> _DIRECTION_
Copy whichever lines contain the string "components".

> _AVAILABLE DATA_
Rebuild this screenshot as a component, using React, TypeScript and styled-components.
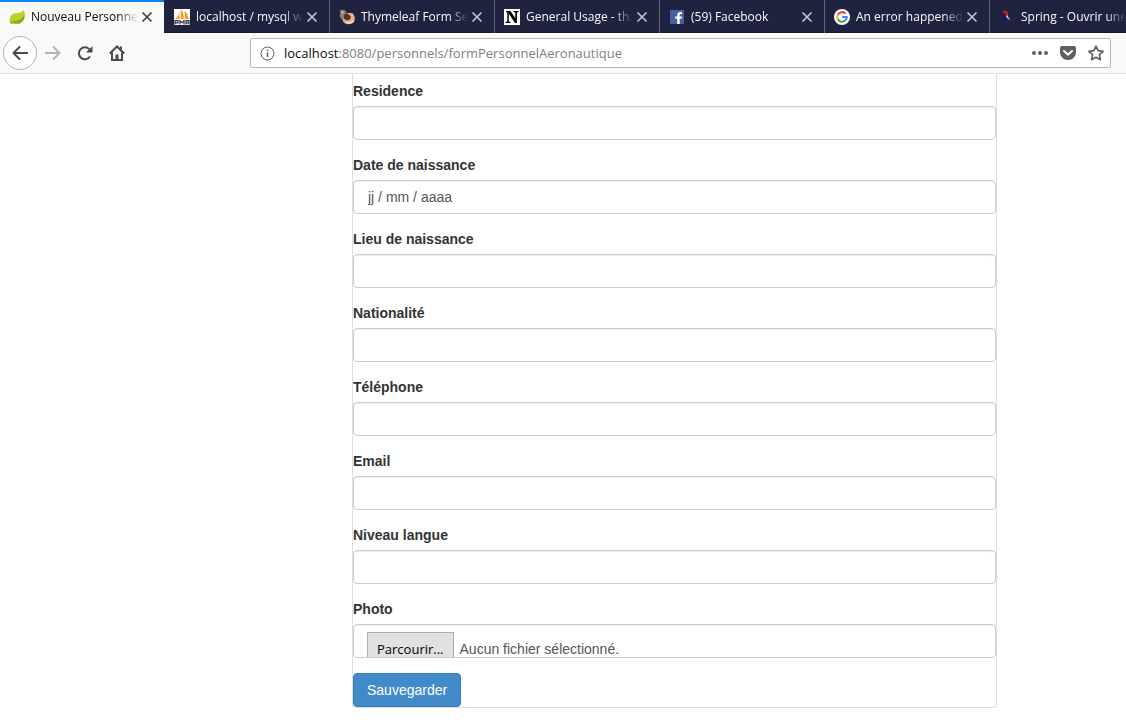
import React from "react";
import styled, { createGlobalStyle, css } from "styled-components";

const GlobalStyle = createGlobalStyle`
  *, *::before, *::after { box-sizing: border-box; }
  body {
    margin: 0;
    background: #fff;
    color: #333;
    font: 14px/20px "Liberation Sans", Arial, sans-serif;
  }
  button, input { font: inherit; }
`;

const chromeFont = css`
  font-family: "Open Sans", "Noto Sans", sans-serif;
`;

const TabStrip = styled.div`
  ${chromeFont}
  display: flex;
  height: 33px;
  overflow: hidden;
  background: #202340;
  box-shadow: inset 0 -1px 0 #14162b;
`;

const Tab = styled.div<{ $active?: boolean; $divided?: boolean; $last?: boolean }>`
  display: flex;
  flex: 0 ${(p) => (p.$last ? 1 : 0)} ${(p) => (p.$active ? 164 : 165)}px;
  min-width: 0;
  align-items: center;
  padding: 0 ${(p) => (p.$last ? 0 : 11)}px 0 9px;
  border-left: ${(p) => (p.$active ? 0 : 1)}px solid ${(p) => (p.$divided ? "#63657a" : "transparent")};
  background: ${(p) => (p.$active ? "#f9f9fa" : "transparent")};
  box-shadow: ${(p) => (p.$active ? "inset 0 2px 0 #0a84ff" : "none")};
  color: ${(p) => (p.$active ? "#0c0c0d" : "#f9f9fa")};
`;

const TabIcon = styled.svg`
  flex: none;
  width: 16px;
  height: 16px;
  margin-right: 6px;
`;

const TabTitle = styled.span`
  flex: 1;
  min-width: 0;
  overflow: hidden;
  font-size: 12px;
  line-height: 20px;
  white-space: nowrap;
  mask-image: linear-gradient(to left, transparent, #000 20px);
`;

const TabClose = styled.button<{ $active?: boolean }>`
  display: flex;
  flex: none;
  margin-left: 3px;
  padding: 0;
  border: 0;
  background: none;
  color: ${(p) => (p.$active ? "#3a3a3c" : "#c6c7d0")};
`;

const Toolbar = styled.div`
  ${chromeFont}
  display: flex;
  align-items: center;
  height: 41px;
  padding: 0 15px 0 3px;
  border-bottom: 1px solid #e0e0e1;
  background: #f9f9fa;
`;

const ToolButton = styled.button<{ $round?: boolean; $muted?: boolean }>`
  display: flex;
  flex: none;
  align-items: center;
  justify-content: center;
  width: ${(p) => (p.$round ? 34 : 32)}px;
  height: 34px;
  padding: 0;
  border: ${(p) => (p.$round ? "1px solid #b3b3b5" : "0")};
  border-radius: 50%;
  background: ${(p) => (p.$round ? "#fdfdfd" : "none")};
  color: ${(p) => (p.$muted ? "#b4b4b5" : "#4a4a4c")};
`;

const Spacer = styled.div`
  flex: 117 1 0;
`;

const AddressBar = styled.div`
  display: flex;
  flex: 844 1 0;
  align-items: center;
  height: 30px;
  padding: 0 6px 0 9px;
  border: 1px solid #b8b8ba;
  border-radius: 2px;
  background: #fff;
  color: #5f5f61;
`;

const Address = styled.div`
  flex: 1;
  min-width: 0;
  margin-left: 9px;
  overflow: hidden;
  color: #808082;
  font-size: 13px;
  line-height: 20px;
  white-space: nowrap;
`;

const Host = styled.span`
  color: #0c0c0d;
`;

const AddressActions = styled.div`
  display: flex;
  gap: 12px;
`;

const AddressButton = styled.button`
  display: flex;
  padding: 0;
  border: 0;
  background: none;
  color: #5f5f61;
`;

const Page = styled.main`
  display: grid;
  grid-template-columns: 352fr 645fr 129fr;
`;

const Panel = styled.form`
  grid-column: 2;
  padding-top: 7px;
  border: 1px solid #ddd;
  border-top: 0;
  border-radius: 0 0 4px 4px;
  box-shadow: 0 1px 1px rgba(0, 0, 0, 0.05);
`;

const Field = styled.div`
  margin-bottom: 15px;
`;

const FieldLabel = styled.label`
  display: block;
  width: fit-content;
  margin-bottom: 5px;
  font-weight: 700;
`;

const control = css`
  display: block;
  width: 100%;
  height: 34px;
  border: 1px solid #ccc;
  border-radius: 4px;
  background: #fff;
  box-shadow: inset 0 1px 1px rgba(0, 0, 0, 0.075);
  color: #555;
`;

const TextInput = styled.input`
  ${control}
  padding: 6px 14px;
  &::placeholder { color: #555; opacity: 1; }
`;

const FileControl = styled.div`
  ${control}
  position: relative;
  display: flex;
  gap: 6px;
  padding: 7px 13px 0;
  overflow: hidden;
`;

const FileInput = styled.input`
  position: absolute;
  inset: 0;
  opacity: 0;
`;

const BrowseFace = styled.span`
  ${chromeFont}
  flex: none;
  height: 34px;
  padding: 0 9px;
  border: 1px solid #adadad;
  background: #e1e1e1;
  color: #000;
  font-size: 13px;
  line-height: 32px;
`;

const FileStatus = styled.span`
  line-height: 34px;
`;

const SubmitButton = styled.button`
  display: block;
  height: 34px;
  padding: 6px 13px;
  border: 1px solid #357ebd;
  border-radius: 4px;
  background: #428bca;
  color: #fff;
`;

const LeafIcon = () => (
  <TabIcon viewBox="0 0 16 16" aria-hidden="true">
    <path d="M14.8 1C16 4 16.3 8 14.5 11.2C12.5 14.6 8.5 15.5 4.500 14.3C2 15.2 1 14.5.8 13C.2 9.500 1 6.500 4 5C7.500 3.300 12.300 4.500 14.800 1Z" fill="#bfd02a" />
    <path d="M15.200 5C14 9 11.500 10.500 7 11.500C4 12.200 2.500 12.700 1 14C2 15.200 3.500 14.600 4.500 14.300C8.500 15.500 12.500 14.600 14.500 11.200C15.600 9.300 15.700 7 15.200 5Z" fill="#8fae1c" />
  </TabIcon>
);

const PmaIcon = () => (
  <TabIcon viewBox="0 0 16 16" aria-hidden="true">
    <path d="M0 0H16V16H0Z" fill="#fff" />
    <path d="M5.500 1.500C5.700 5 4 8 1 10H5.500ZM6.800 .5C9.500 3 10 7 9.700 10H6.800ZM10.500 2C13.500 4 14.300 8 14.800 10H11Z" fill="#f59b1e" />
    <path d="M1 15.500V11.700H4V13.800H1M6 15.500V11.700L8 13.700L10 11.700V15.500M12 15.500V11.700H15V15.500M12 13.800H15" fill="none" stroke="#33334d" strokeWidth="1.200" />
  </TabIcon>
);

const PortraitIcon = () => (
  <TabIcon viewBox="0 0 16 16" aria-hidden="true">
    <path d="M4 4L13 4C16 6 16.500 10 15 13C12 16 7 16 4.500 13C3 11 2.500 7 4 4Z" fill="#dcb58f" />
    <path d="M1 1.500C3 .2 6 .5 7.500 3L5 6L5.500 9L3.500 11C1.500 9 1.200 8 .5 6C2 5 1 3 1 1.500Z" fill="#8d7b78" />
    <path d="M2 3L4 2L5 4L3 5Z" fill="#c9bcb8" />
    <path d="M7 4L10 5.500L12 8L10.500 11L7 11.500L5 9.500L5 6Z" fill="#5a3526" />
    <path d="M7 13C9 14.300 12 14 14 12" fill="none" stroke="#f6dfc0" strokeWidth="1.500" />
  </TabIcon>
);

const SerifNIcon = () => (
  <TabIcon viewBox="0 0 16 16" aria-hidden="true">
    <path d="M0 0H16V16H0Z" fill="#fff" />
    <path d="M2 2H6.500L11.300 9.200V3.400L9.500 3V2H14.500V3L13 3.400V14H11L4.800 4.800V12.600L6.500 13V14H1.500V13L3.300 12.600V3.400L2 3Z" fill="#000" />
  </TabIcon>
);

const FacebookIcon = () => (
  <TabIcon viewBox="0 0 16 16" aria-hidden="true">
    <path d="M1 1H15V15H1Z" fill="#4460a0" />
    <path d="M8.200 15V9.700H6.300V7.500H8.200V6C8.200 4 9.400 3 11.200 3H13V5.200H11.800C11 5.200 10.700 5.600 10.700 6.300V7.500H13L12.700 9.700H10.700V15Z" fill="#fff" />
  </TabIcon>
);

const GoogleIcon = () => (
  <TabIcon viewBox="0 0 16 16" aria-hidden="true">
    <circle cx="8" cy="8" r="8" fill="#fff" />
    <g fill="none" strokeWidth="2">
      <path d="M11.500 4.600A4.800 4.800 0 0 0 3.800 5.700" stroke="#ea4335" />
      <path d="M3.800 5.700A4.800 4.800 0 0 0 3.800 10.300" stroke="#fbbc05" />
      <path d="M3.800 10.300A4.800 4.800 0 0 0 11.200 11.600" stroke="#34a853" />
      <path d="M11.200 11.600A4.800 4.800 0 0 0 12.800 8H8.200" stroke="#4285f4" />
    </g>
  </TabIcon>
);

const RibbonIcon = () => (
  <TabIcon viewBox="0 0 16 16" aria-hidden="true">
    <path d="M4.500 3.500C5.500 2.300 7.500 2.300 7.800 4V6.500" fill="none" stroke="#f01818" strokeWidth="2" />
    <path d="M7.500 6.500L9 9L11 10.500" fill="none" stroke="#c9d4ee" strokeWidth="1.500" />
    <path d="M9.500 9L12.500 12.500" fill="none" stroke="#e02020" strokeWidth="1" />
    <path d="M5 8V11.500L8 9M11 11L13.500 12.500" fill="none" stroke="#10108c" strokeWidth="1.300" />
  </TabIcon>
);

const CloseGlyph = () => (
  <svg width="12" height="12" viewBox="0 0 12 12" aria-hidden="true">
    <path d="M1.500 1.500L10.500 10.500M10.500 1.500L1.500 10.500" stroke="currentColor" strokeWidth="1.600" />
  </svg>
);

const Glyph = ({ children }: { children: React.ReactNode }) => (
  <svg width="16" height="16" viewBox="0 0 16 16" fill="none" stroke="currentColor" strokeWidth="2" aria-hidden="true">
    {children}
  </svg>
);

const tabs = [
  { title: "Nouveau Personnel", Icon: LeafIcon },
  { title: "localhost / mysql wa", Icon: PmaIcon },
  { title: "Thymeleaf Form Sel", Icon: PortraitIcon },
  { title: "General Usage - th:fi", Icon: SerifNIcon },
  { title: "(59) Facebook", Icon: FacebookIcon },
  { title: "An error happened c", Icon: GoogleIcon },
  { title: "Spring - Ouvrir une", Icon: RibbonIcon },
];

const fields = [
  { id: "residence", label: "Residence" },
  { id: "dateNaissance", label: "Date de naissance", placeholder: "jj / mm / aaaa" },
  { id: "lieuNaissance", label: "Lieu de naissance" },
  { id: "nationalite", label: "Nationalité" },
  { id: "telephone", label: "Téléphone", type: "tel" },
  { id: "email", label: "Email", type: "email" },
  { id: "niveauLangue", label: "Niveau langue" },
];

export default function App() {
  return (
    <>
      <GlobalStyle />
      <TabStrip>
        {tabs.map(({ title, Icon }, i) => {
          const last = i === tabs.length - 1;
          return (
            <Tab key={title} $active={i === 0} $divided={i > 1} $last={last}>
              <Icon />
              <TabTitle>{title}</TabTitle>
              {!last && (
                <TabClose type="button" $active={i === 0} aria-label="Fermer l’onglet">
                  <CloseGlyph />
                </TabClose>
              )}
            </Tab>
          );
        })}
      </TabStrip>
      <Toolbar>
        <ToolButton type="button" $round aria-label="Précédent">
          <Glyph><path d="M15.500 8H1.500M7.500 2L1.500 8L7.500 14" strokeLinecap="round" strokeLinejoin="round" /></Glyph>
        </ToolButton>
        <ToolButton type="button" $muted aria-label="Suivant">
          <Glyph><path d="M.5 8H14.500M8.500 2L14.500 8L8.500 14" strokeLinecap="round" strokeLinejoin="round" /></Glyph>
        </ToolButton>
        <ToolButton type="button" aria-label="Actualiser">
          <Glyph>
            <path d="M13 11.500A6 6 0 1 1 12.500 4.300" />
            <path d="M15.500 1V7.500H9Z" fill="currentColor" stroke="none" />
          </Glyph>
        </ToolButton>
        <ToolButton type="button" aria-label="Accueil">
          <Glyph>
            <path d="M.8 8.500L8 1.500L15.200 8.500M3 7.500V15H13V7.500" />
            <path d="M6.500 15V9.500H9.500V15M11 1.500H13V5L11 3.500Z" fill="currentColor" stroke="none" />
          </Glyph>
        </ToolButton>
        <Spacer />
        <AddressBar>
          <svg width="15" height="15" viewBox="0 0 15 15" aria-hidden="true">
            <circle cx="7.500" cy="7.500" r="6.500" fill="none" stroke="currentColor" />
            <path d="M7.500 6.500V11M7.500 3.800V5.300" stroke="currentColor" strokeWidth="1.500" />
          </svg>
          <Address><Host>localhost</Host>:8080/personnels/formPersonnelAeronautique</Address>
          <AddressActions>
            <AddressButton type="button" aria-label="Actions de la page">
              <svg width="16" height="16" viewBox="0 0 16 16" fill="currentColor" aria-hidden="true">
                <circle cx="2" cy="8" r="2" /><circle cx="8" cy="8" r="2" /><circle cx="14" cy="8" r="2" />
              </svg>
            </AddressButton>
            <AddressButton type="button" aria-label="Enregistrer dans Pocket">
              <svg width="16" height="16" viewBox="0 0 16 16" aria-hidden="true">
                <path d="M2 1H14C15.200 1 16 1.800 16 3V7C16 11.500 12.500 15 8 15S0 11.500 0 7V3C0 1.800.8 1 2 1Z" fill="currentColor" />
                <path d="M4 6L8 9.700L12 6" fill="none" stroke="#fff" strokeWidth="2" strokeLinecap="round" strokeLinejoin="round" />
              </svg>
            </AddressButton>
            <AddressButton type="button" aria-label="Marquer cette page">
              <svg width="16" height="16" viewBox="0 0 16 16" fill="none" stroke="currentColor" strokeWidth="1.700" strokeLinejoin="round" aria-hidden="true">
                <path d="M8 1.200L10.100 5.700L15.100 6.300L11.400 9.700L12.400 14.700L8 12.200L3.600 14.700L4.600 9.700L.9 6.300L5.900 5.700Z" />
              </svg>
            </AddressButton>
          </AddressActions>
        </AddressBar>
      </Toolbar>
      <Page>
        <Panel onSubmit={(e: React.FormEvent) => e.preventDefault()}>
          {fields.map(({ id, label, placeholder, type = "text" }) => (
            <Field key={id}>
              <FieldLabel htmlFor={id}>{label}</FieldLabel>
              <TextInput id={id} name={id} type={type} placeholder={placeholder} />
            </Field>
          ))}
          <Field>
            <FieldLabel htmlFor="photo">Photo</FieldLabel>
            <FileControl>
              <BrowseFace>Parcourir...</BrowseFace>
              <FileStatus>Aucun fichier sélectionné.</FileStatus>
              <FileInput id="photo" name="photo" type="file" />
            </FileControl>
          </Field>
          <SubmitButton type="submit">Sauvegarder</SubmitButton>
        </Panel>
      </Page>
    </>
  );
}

> _ANSWER IN FULL_
Rebuild this screenshot as a component, using React, TypeScript and styled-components.
import styled, { createGlobalStyle, css } from "styled-components";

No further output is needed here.